We have a new Dell 2950 with PERC 6/e and 14 external SAS 15K 73GB drives. An Oracle 11g database job takes 3 hours to run with the drives set as hardware RAID 10 (striped across 7 mirrored pairs). The database size is about 26GB. The same job running on just two drives in RAID 1 takes only 1 hour. OS is Win 2008 R2.

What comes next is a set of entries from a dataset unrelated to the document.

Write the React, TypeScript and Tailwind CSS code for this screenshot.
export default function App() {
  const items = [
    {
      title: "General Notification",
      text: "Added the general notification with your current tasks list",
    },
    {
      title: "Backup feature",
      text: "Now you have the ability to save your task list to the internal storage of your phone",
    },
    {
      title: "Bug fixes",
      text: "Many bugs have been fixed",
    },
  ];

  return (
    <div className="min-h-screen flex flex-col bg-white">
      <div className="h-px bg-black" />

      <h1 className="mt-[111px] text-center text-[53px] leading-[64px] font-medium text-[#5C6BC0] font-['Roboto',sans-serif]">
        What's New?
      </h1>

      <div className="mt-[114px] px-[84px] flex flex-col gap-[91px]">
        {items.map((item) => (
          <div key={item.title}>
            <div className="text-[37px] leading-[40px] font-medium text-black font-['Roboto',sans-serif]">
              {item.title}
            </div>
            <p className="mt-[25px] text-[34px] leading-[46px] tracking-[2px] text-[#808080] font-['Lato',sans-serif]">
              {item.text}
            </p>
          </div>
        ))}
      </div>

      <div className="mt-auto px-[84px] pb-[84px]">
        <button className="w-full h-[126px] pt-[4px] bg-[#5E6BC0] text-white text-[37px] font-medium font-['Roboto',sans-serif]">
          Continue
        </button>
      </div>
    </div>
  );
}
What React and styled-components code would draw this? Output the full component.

Before we change the RAID level (with considerable downtime) on the production box, does anyone know why we're seeing this odd result, and if there's a better way to fix it?

ADDED INFO

PERC 6/e should be running the latest firmware and cache battery OK.

FINALLY, THE REAL STORY

After speaking w/the DBA, my face is red. Turns out the RAID 1 is seven RAID 1 volumes of two drives each. The data tables and indices were assigned to each volume to minimize contention. Apparently a good DBA can get more performance from 14 drives than a RAID 10 controller striping blindly across them without regard for file access patterns. Some SANs claim to intelligently migrate files to improve performance, but if there's a bake-off anytime soon, my money's on our DBA!

Best Answer

I think user71281 implies that your RAID controller (or driver) is messing up. When you go through the RAID setup of your controller (or driver), a RAID10 setup should never be slower then a simple RAID1.

Your RAID solution has either allowed you to setup an extremely inefficient RAID10 array, or you have uncovered a bug. Maybe performance improves with an 8th pair? Or maybe when you reduce the setup to 4 pairs? This last option may mean you have to upgrade to 146GB disks.

But I'd check for firmware updates first, and check how much RAM is on the RAID card. It didn't switch off its caching function because of a dead BBU (battery backup unit), did it?